My wife isn’t much on shooting guns herself, but I still tease her that she’s the only wife I know who could fall asleep to the sound of gunfire.
One of our local shooting ranges is a pretty large complex, and all the skeet stations have parking right in front. I was out with both my boys one day and she had to come by to pick up the youngest to go to a birthday party or some-such. She got there a little early, parked right in from of our station and being that it was a beautiful spring day lowered all the windows in the car. After 15 minutes or so it was time for her to leave with my youngest son, and we walked back to the car to find her taking a nap.
lol :) I knew a Hawaiian girl who was very beautiful, and very tough. She was talking about self defense one day, and she said, “It is possible for a woman to knock a man to the ground.” She kind of nodded her head, and said, “That is possible”-but then her eyes grew wide, and she said “But once you get him down, you’d better run very fast, because when he gets up, he is going to be really mad.”
Aaargh!
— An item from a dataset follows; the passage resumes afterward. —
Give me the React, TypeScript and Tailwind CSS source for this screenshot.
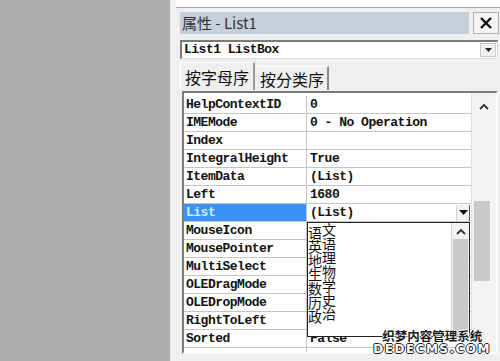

I totally approve of my husband’s arsenal and our general living condition of being armed to the teeth but I just cannot stand the gun shows on TV. I generally want to go to sleep while my hubby is still watching TV, and I actually like having a movie (or even Pickers or Pawn Stars) on to fall asleep to. But the gun shows drive me nuts – my one rule – no gun shows at bedtime. Especially the hokey Impossible Shots.
Such a soothing rhythm.
That is hysterical!!!!!! @arahant, how do I get the link to send it to Jerry? Oh, I’ll just go to youtube. Actually, he still keeps asking me if I’m enjoying myself, since I was very resistant to start, and except that I tire sooner than he does, we’re pretty equal in skill so it’s easy to encourage each other.
And The Simpsons had the best name for the store:
Let’s see: “https://www.youtube.com/watch?v=WO23WBji_Z0”
Get a .22. You can shoot it forever.